Another Danish text? Yes, but this time its official. On the fifth day of negotiations, a first stab at a comprehensive draft agreement was released. But there are several gaping holes. With COP15 about to enter a sixth day of negotiations, several fundamental points are unresolved.

Who holds the purse strings for climate change funds? Few issues are more crucial to the efficient and transparent operation of a post-2012 regime. With adaptation costs for each developing country likely to run to billions of dollars each year, a trusted, independent disbursement mechanism is essential. The latest draft paper from the Finance sub-group implies that the Global Environment Facility (GEF) should continue to be the main operating entity of the UNFCCC’s financial mechanism. However, over 15 years in this role, as this recent report from the World Resources Institute (WRI) shows, the GEF has had a disappointing record. It has been painfully slow to release the necessary finances for fast-track action and is, in practice, unaccountable to developing countries. It has failed to win the confidence of parties to the UNFCCC and must be drastically reformed or replaced under a new regime.

EU leaders meeting in Brussels have hit on a figure of $10 billion per year for the next three years as a necessary sum for early action on adaptation, and have gone some way to pledging sums to meet this figure.
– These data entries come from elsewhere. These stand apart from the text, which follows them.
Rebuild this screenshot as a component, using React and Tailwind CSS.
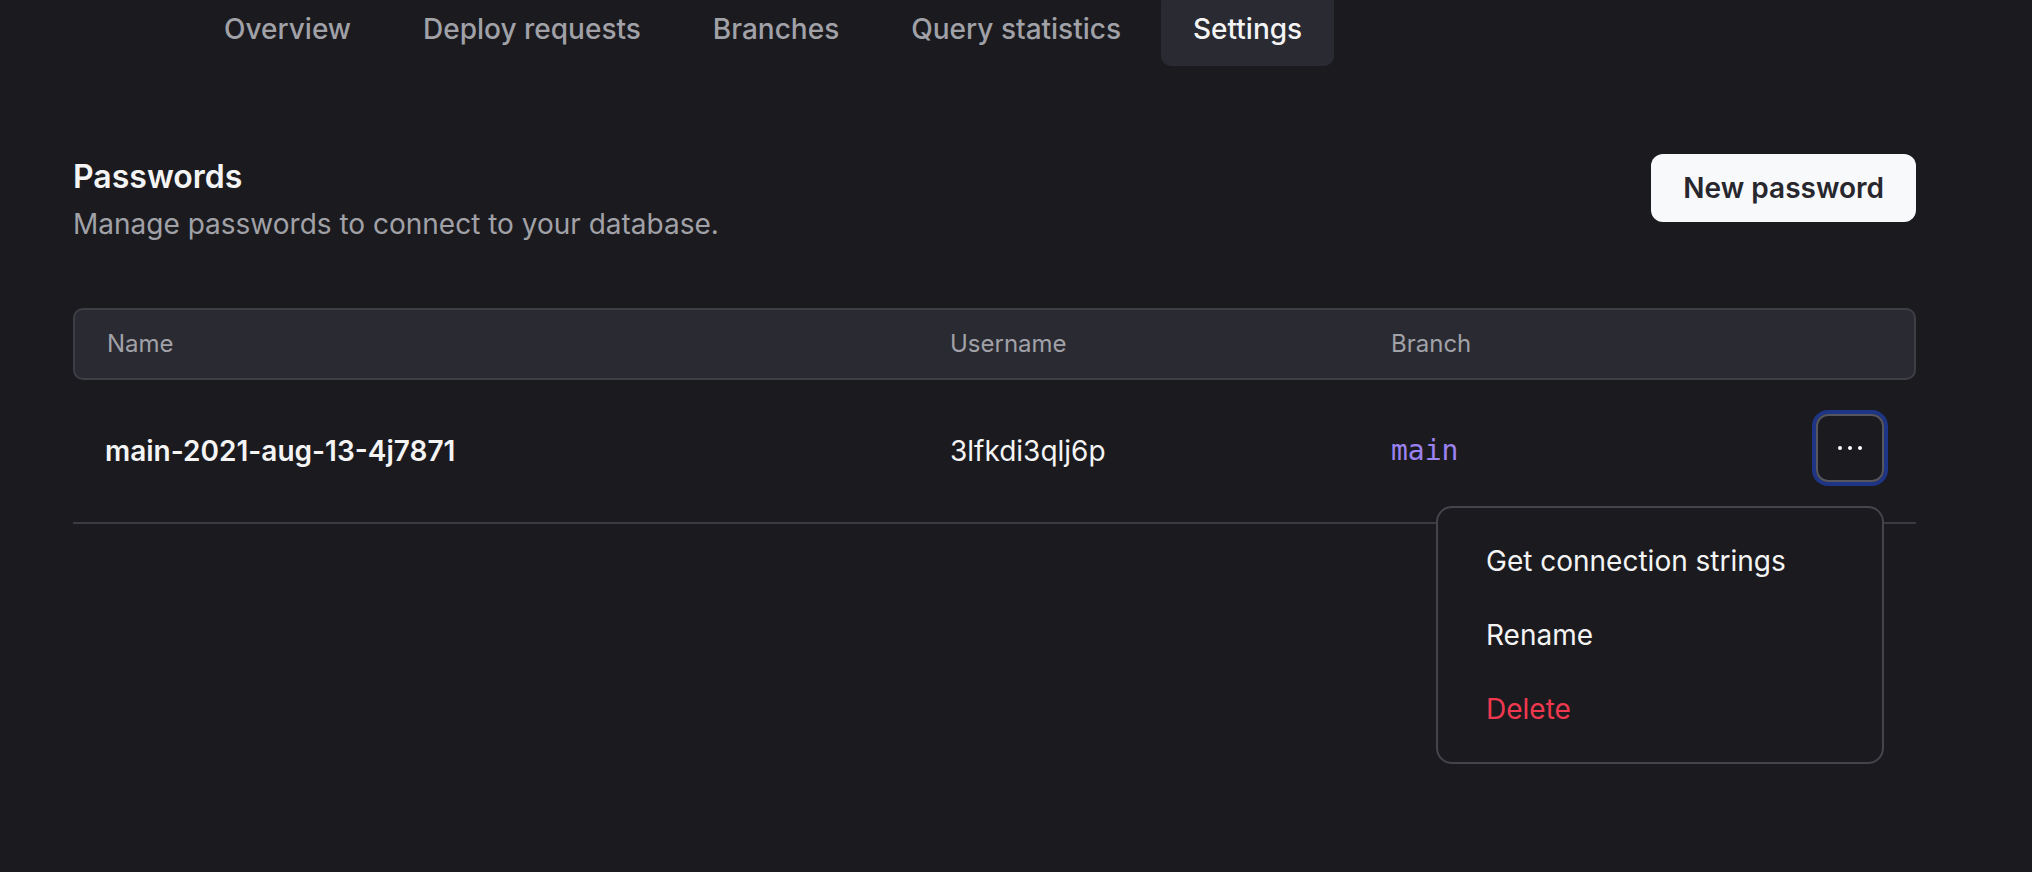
const TABS = ['Overview', 'Deploy requests', 'Branches', 'Query statistics', 'Settings']

const PASSWORDS = [
  { name: 'main-2021-aug-13-4j7871', username: '3lfkdi3qlj6p', branch: 'main' },
]

function Tabs({ active }) {
  return (
    <nav className="-mt-[8px] flex gap-2 pl-[192px]">
      {TABS.map((tab) => (
        <a
          key={tab}
          href="#"
          className={
            tab === active
              ? 'flex h-[74px] items-center rounded-[10px] bg-[#2a2a32] px-8 text-[28px] font-medium text-[#f4f4f5]'
              : 'flex h-[74px] items-center rounded-[10px] px-8 text-[28px] font-medium text-[#a1a1a8]'
          }
        >
          {tab}
        </a>
      ))}
    </nav>
  )
}

function RowMenu() {
  return (
    <div className="absolute right-0 top-[92px] z-10 w-[448px] rounded-[16px] border-2 border-[#44444c] bg-[#1b1b1f] py-4">
      <button type="button" className="block h-[74px] w-full px-12 text-left text-[28px] text-[#f4f4f5]">
        Get connection strings
      </button>
      <button type="button" className="block h-[74px] w-full px-12 text-left text-[28px] text-[#f4f4f5]">
        Rename
      </button>
      <button type="button" className="block h-[74px] w-full px-12 text-left text-[28px] text-[#f0384f]">
        Delete
      </button>
    </div>
  )
}

function PasswordRow({ item, menuOpen }) {
  return (
    <div className="grid h-[144px] grid-cols-[845px_441px_1fr_auto] items-center border-b-2 border-[#3a3a42] px-8">
      <span className="text-[28px] font-semibold text-[#f4f4f5]">{item.name}</span>
      <span className="text-[28px] text-[#f4f4f5]">{item.username}</span>
      <span className="font-['DejaVu_Sans_Mono',monospace] text-[28px] text-[#9b83f2]">{item.branch}</span>
      <div className="relative -mt-[6px]">
        <button
          type="button"
          className="flex h-[68px] w-[68px] items-center justify-center gap-[6px] rounded-[12px] border-2 border-[#56565e] ring-4 ring-[#1d3584]"
        >
          <span className="h-[4px] w-[4px] rounded-full bg-white" />
          <span className="h-[4px] w-[4px] rounded-full bg-white" />
          <span className="h-[4px] w-[4px] rounded-full bg-white" />
        </button>
        {menuOpen ? <RowMenu /> : null}
      </div>
    </div>
  )
}

export default function App() {
  return (
    <div className="min-h-screen overflow-hidden bg-[#1b1b1f] font-['Inter',sans-serif]">
      <Tabs active="Settings" />

      <section className="mt-[91px] pl-[73px] pr-[116px]">
        <div className="flex items-start justify-between">
          <div>
            <h2 className="text-[32px] font-semibold leading-[40px] text-[#f4f4f5]">Passwords</h2>
            <p className="mt-[7px] text-[28px] leading-[40px] text-[#a1a1a8]">
              Manage passwords to connect to your database.
            </p>
          </div>
          <button
            type="button"
            className="-mt-[3px] h-[68px] rounded-[12px] bg-[#f8f9fb] px-8 text-[28px] font-semibold text-[#27272d]"
          >
            New password
          </button>
        </div>

        <div className="mt-[64px]">
          <div className="grid h-[72px] grid-cols-[843px_441px_1fr] items-center rounded-[10px] border-2 border-[#3e3e47] bg-[#2a2a32] px-8 text-[24px] text-[#a1a1a8]">
            <span>Name</span>
            <span>Username</span>
            <span>Branch</span>
          </div>
          {PASSWORDS.map((item) => (
            <PasswordRow key={item.name} item={item} menuOpen />
          ))}
        </div>
      </section>
    </div>
  )
}
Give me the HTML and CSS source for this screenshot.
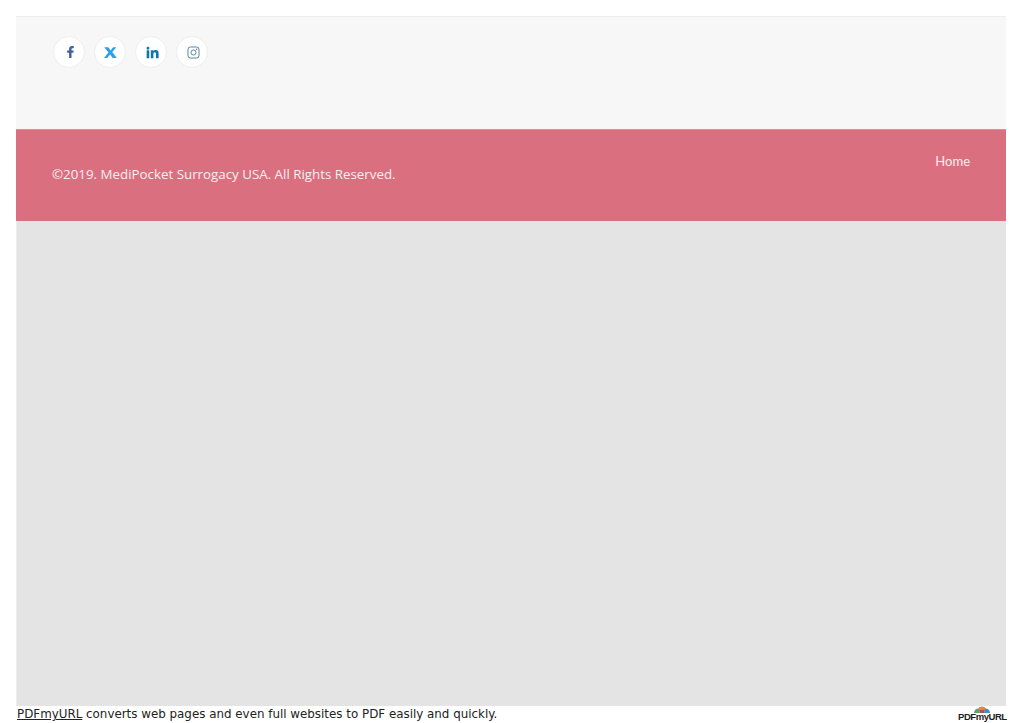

However, most seasoned watchers of the UNFCCC process (see this commentary by George Soros) consider this to be substantially less than the sums necessary to meet developing countries’ needs and likely to cause further conflict, rather than progress, in Copenhagen.

Discussions on many issues, including REDD, have been slowed as attention shifts to the crucial question of the calculation of reference emission levels. EU countries are in disagreement. Some members proposed scrapping 1990 as the base year for calculating commitments. The rapid deindustrialization of former Soviet bloc countries has resulted in floods of cheap, surplus credits, or Russian hot air, which threaten to make achievements under Kyoto’s first commitment period meaningless if they are used to meet emission reduction targets by 2012.

Discussions on a REDD text were still progressing on Friday. Mostly behind closed doors, I’m afraid. I’ve been trying to grab elbows of some key negotiators as they sweep fleetingly past in a haze of papers, texting furiously. Tony La Vina, the chair of the REDD sub-group, and Ibu Nur Masripatin, Indonesia’s chief REDD negotiator, expected a text to be finalized last night. I’m heading off now to see if their confidence was justified.